Adaptive exit mechanism: The entropy-monitored \(\alpha\) schedule automatically degrades to GRPO during convergence, balancing efficiency and stability.
Substantial sample efficiency gains: Up to 4.93× fewer rollouts are required to reach equivalent accuracy.

Limitations & Future Work¶

Several additional hyperparameters are introduced (\(K\), \(\alpha_0\), \(\omega\), \(\tau\)), though experiments suggest the method is robust to their selection.
Theoretical analysis relies primarily on approximate derivations under the L-smooth assumption; the actual loss landscape of LLMs is considerably more complex.
Validation is limited to mathematical reasoning tasks; the method has not been tested on other reasoning domains such as code generation or multimodal reasoning.

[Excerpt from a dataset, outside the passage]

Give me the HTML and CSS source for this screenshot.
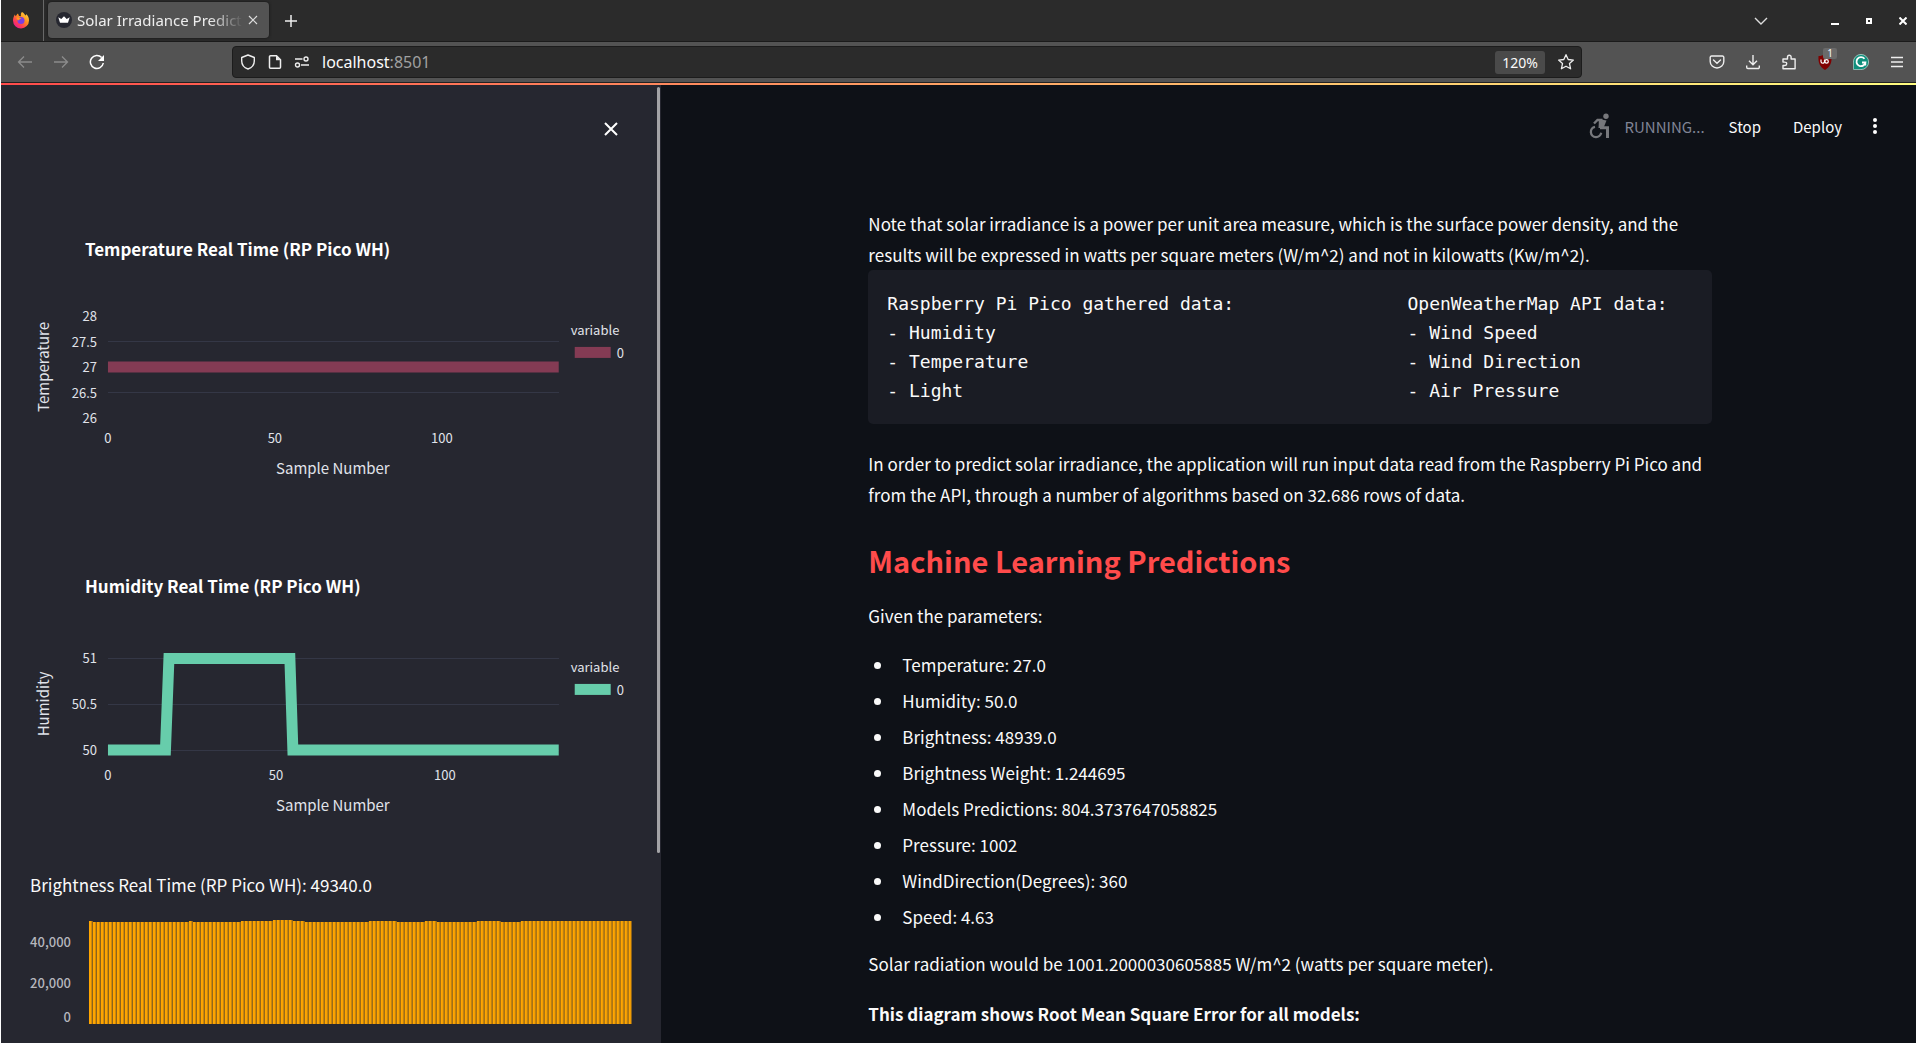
FILE: index.html
```html
<!DOCTYPE html>
<html lang="en">
<head>
<meta charset="utf-8">
<title>Solar Irradiance Prediction</title>
<link rel="stylesheet" href="styles.css">
</head>
<body>
<div class="window">
  <header class="browser">
    <div class="tabs">
      <button class="firefox" aria-label="Firefox View">
        <svg width="18" height="18" viewBox="0 0 18 18"><defs><linearGradient id="fx" x1="1" y1="0" x2="0.2" y2="1"><stop offset="0" stop-color="#ffe84a"/><stop offset="0.45" stop-color="#ff9020"/><stop offset="0.75" stop-color="#ff3c54"/><stop offset="1" stop-color="#e3189c"/></linearGradient></defs><path d="M10 1c2 1 2.600 2.500 3.600 3.600 .6-.3.5-1 .4-1.500 2 1.500 3 4 3 6.300A8 8 0 0 1 1 9.500C1 7.500 1.700 5.500 2.800 3.500l.9 1.700C4.500 4.300 5 3.200 6 2.500l1 2.500 2 .2C8.500 3.500 9 2 10 1z" fill="url(#fx)"/><circle cx="9" cy="9.500" r="3.500" fill="#7b3fe4"/><path d="M4.500 6.500c2-.8 3 .5 5 .5-1 1.500-2.500 1.200-3 2.500-1-.5-2-1.700-2-3z" fill="#ff9a1f"/></svg>
      </button>
      <div class="tab">
        <svg width="16" height="16" viewBox="0 0 16 16"><circle cx="8" cy="8" r="8" fill="#262730"/><path d="M2.300 5.200l3 1.900L8 4.300l2.700 2.800 3-1.900-1.700 5.600H4z" fill="#fff"/></svg>
        <span class="tab-title">Solar Irradiance Predict</span>
        <button aria-label="Close tab"><svg width="10" height="10" viewBox="0 0 10 10"><path d="M1 1l8 8M9 1l-8 8" stroke="#ddd" stroke-width="1.200"/></svg></button>
      </div>
      <button class="new-tab" aria-label="New tab"><svg width="14" height="14" viewBox="0 0 14 14"><path d="M7 1v12M1 7h12" stroke="#eee" stroke-width="1.500"/></svg></button>
      <div class="window-buttons">
        <button aria-label="List all tabs"><svg width="14" height="8" viewBox="0 0 14 8"><path d="M1 1l6 6 6-6" fill="none" stroke="#ddd" stroke-width="1.400"/></svg></button>
        <button aria-label="Minimize"><svg width="8" height="8" viewBox="0 0 8 8"><path d="M0 6h8v2H0z" fill="#fff"/></svg></button>
        <button aria-label="Maximize"><svg width="6" height="6" viewBox="0 0 6 6"><path d="M1 1h4v4H1z" fill="none" stroke="#fff" stroke-width="2"/></svg></button>
        <button aria-label="Close window"><svg width="8" height="8" viewBox="0 0 8 8"><path d="M.5.5l7 7M7.500.5l-7 7" stroke="#fff" stroke-width="2"/></svg></button>
      </div>
    </div>
    <div class="toolbar">
      <div class="nav">
        <button aria-label="Back"><svg width="16" height="16" viewBox="0 0 16 16" fill="none" stroke="#8c8c8c" stroke-width="1.300"><path d="M15 8H1.500M7 2.500L1.500 8 7 13.500"/></svg></button>
        <button aria-label="Forward"><svg width="16" height="16" viewBox="0 0 16 16" fill="none" stroke="#8c8c8c" stroke-width="1.300"><path d="M1 8h13.500M9 2.500L14.500 8 9 13.500"/></svg></button>
        <button aria-label="Reload"><svg width="16" height="16" viewBox="0 0 16 16"><path d="M14.300 9A6.500 6.500 0 1 1 12.700 3.600" fill="none" stroke="#fff" stroke-width="1.500"/><path d="M15 1v6H9z" fill="#fff"/></svg></button>
      </div>
      <div class="urlbar">
        <svg width="16" height="16" viewBox="0 0 16 16"><path d="M8 1l6.300 2.500V7c0 4-2.800 6.800-6.300 8C4.500 13.800 1.700 11 1.700 7V3.500z" fill="none" stroke="#eee" stroke-width="1.400" stroke-linejoin="round"/></svg>
        <svg width="14" height="16" viewBox="0 0 14 16"><path d="M2.500 1.700h6l4 4v7.600a1 1 0 0 1-1 1h-9a1 1 0 0 1-1-1V2.700a1 1 0 0 1 1-1z" fill="none" stroke="#eee" stroke-width="1.500"/><path d="M8 1.500v4.700h4.700z" fill="#eee"/></svg>
        <svg width="16" height="12" viewBox="0 0 16 12" fill="none" stroke="#eee" stroke-width="1.400"><path d="M1 3h7.500M7 9h8"/><circle cx="12" cy="3" r="2"/><circle cx="3.500" cy="9" r="2"/></svg>
        <span class="url"><span class="host">localhost</span>:8501</span>
        <button class="zoom">120%</button>
        <button aria-label="Bookmark"><svg width="18" height="18" viewBox="0 0 18 18"><path d="M9 1.700l2.200 4.800 5.200.6-3.900 3.500 1.100 5.200L9 13.200l-4.600 2.600 1.100-5.200L1.600 7.100l5.200-.6z" fill="none" stroke="#eee" stroke-width="1.300" stroke-linejoin="round"/></svg></button>
      </div>
      <div class="extensions">
        <button aria-label="Pocket"><svg width="16" height="16" viewBox="0 0 16 16" fill="none" stroke="#eee" stroke-width="1.400"><path d="M2.500 2h11A1.300 1.300 0 0 1 14.800 3.300V7.500a6.800 6.500 0 0 1-13.600 0V3.300A1.300 1.300 0 0 1 2.500 2z"/><path d="M4.500 6L8 9.300 11.500 6" stroke-linecap="round"/></svg></button>
        <button aria-label="Downloads"><svg width="16" height="16" viewBox="0 0 16 16" fill="none" stroke="#eee" stroke-width="1.400"><path d="M8 1v9.500M4 6.800l4 4 4-4M1.700 11.500v1.800a1.200 1.200 0 0 0 1.200 1.200h10.200a1.200 1.200 0 0 0 1.200-1.200v-1.800"/></svg></button>
        <button aria-label="Extensions"><svg width="16" height="16" viewBox="0 0 16 16" fill="none" stroke="#eee" stroke-width="1.400" stroke-linejoin="round"><path d="M2 8V5h4.500V3a1.800 1.800 0 0 1 3.600 0v2h4v9.800H2v-3.300h2a1.700 1.700 0 0 0 0-3.400z"/></svg></button>
        <button class="ublock" aria-label="uBlock"><svg width="16" height="16" viewBox="0 0 16 16"><path d="M8 0c2 1.500 4 2 6.500 2C15 9 13 13 8 16 3 13 1 9 1.500 2 4 2 6 1.500 8 0z" fill="#800000"/><path d="M4 5.500v2a1.500 1.500 0 0 0 3.500 0V5.500" fill="none" stroke="#fff" stroke-width="1.200"/><circle cx="9.600" cy="7.400" r="1.700" fill="none" stroke="#fff" stroke-width="1.200"/></svg><span class="badge">1</span></button>
        <button aria-label="Grammarly"><svg width="16" height="16" viewBox="0 0 16 16"><path d="M8 .4a7.600 7.600 0 1 1 0 15.200H1a.6.6 0 0 1-.6-.6V8A7.600 7.600 0 0 1 8 .4z" fill="#0f8f7c" stroke="#a9d3cc" stroke-width=".8"/><path d="M11.500 4.800A4.500 4.500 0 1 0 12.400 8.500H9M12.300 8.500v3" fill="none" stroke="#fff" stroke-width="1.800"/></svg></button>
        <button class="menu" aria-label="Menu"><svg width="12" height="12" viewBox="0 0 12 12"><path d="M0 1.500h12M0 6h12M0 10.500h12" stroke="#eee" stroke-width="1.300"/></svg></button>
      </div>
    </div>
  </header>
  <div class="app">
    <aside class="sidebar">
      <button class="close" aria-label="Close sidebar"><svg width="14" height="14" viewBox="0 0 14 14"><path d="M1 1l12 12M13 1L1 13" stroke="#fff" stroke-width="2"/></svg></button>
      <svg class="chart" viewBox="0 0 602 337">
        <text class="chart-title" x="55" y="56">Temperature Real Time (RP Pico WH)</text>
        <path class="grid" d="M78 141.500h451M78 192.500h451"/>
        <path d="M78 167h451" stroke="#843b54" stroke-width="11"/>
        <g class="tick end"><text x="67" y="121">28</text><text x="67" y="147">27.5</text><text x="67" y="172">27</text><text x="67" y="198">26.5</text><text x="67" y="223">26</text></g>
        <g class="tick mid"><text x="78" y="243">0</text><text x="245" y="243">50</text><text x="412" y="243">100</text></g>
        <text class="axis" x="303" y="274">Sample Number</text>
        <text class="axis" transform="translate(19 167) rotate(-90)">Temperature</text>
        <text class="legend" x="541" y="135">variable</text>
        <rect x="545" y="147" width="36" height="11" fill="#843b54"/>
        <text class="legend" x="587" y="158">0</text>
      </svg>
      <svg class="chart" viewBox="0 0 602 321">
        <text class="chart-title" x="55" y="56">Humidity Real Time (RP Pico WH)</text>
        <path class="grid" d="M78 121.500h451M78 167.500h451M78 213.500h451"/>
        <path d="M78 213h57.500L139 121.500h121L263 213h266" fill="none" stroke="#67cdab" stroke-width="11"/>
        <g class="tick end"><text x="67" y="126">51</text><text x="67" y="172">50.5</text><text x="67" y="218">50</text></g>
        <g class="tick mid"><text x="78" y="243">0</text><text x="246" y="243">50</text><text x="415" y="243">100</text></g>
        <text class="axis" x="303" y="274">Sample Number</text>
        <text class="axis" transform="translate(19 167) rotate(-90)">Humidity</text>
        <text class="legend" x="541" y="135">variable</text>
        <rect x="545" y="147" width="36" height="11" fill="#67cdab"/>
        <text class="legend" x="587" y="158">0</text>
      </svg>
      <p class="brightness">Brightness Real Time (RP Pico WH): 49340.0</p>
      <svg class="chart" viewBox="0 0 602 112">
        <defs><pattern id="bars" x="59" width="4" height="112" patternUnits="userSpaceOnUse"><path d="M0 0h2v112H0z" fill="#ffa500"/><path d="M2 0h1v112H2z" fill="#cf8a0c"/><path d="M3 0h1v112H3z" fill="#8a621c"/></pattern></defs>
        <path d="M59 10h4v1h96v-1h4v1h48v-1h32v-1h20v1h12v1h64v-1h28v1h28v-1h12v1h40v-1h24v1h20v-1h111v103H59z" fill="url(#bars)"/>
        <g class="bar-label"><text x="41" y="36">40,000</text><text x="41" y="77">20,000</text><text x="41" y="111">0</text></g>
      </svg>
      <span class="scrollbar"></span>
    </aside>
    <main class="main">
      <div class="status">
        <svg width="22" height="26" viewBox="0 0 22 26" fill="none" stroke="#77787c"><circle cx="17" cy="3.200" r="2.700" fill="#77787c" stroke="none"/><path d="M5 10.500L8.500 7H13.500" stroke-width="2.400"/><path d="M10 6l7.500 1.500L14.500 15h-5z" fill="#77787c" stroke="none"/><path d="M11 14.700h7.500V25" stroke-width="3"/><path d="M6 13.800a5.200 5.200 0 1 0 6.200 6" stroke-width="2.300"/></svg>
        <span class="running">RUNNING...</span>
        <button class="stop">Stop</button>
        <button>Deploy</button>
        <button class="kebab" aria-label="Menu"><svg width="4" height="16" viewBox="0 0 4 16" fill="#fff"><circle cx="2" cy="2" r="2"/><circle cx="2" cy="8" r="2"/><circle cx="2" cy="14" r="2"/></svg></button>
      </div>
      <article class="content">
        <p>Note that solar irradiance is a power per unit area measure, which is the surface power density, and the results will be expressed in watts per square meters (W/m^2) and not in kilowatts (Kw/m^2).</p>
        <pre>Raspberry Pi Pico gathered data:                OpenWeatherMap API data:
- Humidity                                      - Wind Speed
- Temperature                                   - Wind Direction
- Light                                         - Air Pressure</pre>
        <p>In order to predict solar irradiance, the application will run input data read from the Raspberry Pi Pico and from the API, through a number of algorithms based on 32.686 rows of data.</p>
        <h2>Machine Learning Predictions</h2>
        <p>Given the parameters:</p>
        <ul>
          <li>Temperature: 27.0</li>
          <li>Humidity: 50.0</li>
          <li>Brightness: 48939.0</li>
          <li>Brightness Weight: 1.244695</li>
          <li>Models Predictions: 804.3737647058825</li>
          <li>Pressure: 1002</li>
          <li>WindDirection(Degrees): 360</li>
          <li>Speed: 4.63</li>
        </ul>
        <p>Solar radiation would be 1001.2000030605885 W/m^2 (watts per square meter).</p>
        <p class="strong">This diagram shows Root Mean Square Error for all models:</p>
      </article>
    </main>
  </div>
</div>
</body>
</html>
```
FILE: styles.css
```css
* { box-sizing: border-box; }
body { margin: 0; background: #0e1117; color: #fafafa; font: 17px/31px "Noto Sans CJK SC", sans-serif; }
button { display: flex; align-items: center; padding: 0; border: 0; background: none; color: inherit; font: inherit; }
svg { display: block; flex: none; }
.window { height: 100vh; display: flex; flex-direction: column; overflow: hidden; border-left: 1px solid #fff; }

.browser { flex: none; font-family: "Noto Sans", sans-serif; }
.tabs { height: 42px; display: flex; align-items: center; background: #2b2b2b; border-bottom: 1px solid #1b1b1b; }
.firefox { width: 43px; height: 41px; padding-left: 11px; padding-bottom: 2px; border-right: 1px solid #686868; }
.tab { width: 221px; height: 36px; margin-left: 4px; margin-bottom: 1px; padding: 0 11px 0 8px; display: flex; align-items: center; gap: 5px; background: #535353; border-radius: 4px; box-shadow: 0 0 3px #111; }
.tab-title { flex: 1; white-space: nowrap; font-size: 15px; color: #eee; -webkit-mask-image: linear-gradient(90deg, #000 80%, transparent); mask-image: linear-gradient(90deg, #000 80%, transparent); }
.new-tab { margin-left: 15px; }
.window-buttons { margin-left: auto; margin-right: 9px; display: flex; align-items: center; gap: 27px; }
.window-buttons button:first-child { margin-right: 36px; }
.toolbar { height: 41px; display: flex; align-items: center; background: #535353; border-bottom: 1px solid #222; }
.nav { width: 231px; padding-left: 16px; display: flex; gap: 20px; }
.urlbar { flex: 0 1 1350px; height: 32px; padding: 0 6px 0 7px; display: flex; align-items: center; gap: 12px; background: #2b2b2b; border: 1px solid #1c1c1c; border-radius: 4px; }
.url { flex: 1; font-size: 16px; color: #a0a0a0; }
.host { color: #fbfbfb; }
.zoom { height: 23px; padding: 0 7px; background: #4a4a4a; border-radius: 3px; font-size: 14px; }
.extensions { margin-left: auto; padding-right: 13px; display: flex; align-items: center; gap: 20px; }
.menu { margin-left: 2px; }
.ublock { position: relative; }
.badge { position: absolute; left: 6px; top: -6px; width: 14px; height: 11px; background: #6a6a6a; border-radius: 2px; font-size: 10px; line-height: 11px; }

.app { flex: 1; min-height: 0; display: flex; border-top: 2px solid; border-image: linear-gradient(90deg, #ff4b4b, #fffd80) 1; }
.sidebar { position: relative; flex: 0 0 34.45%; padding: 0 29px; background: #262730; overflow: hidden; }
.close { height: 88px; margin: 0 14px 27px auto; }
.chart { width: 100%; overflow: visible; }
.chart text { fill: #e0e3ea; }
.chart .chart-title { fill: #fff; font-size: 17px; font-weight: 700; }
.grid { stroke: #343746; stroke-width: 1; shape-rendering: crispEdges; }
.tick, .legend { font-size: 13px; }
.end { text-anchor: end; }
.mid, .axis { text-anchor: middle; }
.axis { font-size: 15px; }
.brightness { margin: 11px 0; }
.bar-label { font-size: 13px; font-weight: 500; text-anchor: end; }
.chart .bar-label text { fill: #b5b6bd; }
.scrollbar { position: absolute; top: 2px; right: 1px; width: 3px; height: 80%; background: #a3a3a6; border-radius: 2px; }

.main { flex: 1; min-width: 0; overflow: hidden; }
.status { height: 123px; padding: 0 39px 41px; display: flex; align-items: center; justify-content: flex-end; font-size: 15px; }
.running { margin-left: 13px; color: #808495; }
.stop { margin: 0 32px 0 24px; }
.kebab { margin-left: 31px; }
.content { max-width: 848px; margin: 0 auto; padding-left: 4px; }
.content p { margin: 0; }
pre { margin: 0 0 24px; padding: 19px; background: #1a1c24; border-radius: 5px; font: 18px/29px "DejaVu Sans Mono", monospace; }
h2 { margin: 0; padding: 26px 0 16px; color: #ff4b4b; font-size: 29px; line-height: 48px; font-weight: 600; }
ul { margin: 16px 0 13px; padding-left: 6px; list-style: none; }
li { display: flex; align-items: center; gap: 21px; line-height: 36px; }
li::before { content: ""; width: 7px; height: 7px; border-radius: 50%; background: #fafafa; }
.strong { padding-top: 19px; font-weight: 700; }
```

Policy gradient enhancements: DAPO, Dr.GRPO, and related methods address GRPO improvements from different angles.
Lookahead Optimizer: The reposition mechanism in SFPO is directly inspired by this work.
Sample efficiency: Methods such as ReMax and RLOO also target improved rollout utilization.

Rating¶

Novelty: ⭐⭐⭐⭐ — The three-stage fast–reposition–slow structure constitutes a novel policy optimization paradigm.
Technical Depth: ⭐⭐⭐⭐ — Theoretical derivations are thorough, spanning curvature analysis, proximal optimization, and adaptive scheduling.
Experimental Thoroughness: ⭐⭐⭐⭐⭐ — Comprehensive evaluation across 5 models, 6 benchmarks, 2 training sets, with efficiency and training dynamics analysis.
Practical Value: ⭐⭐⭐⭐⭐ — Plug-and-play integration, no additional memory cost, and significant speedup make this highly practical.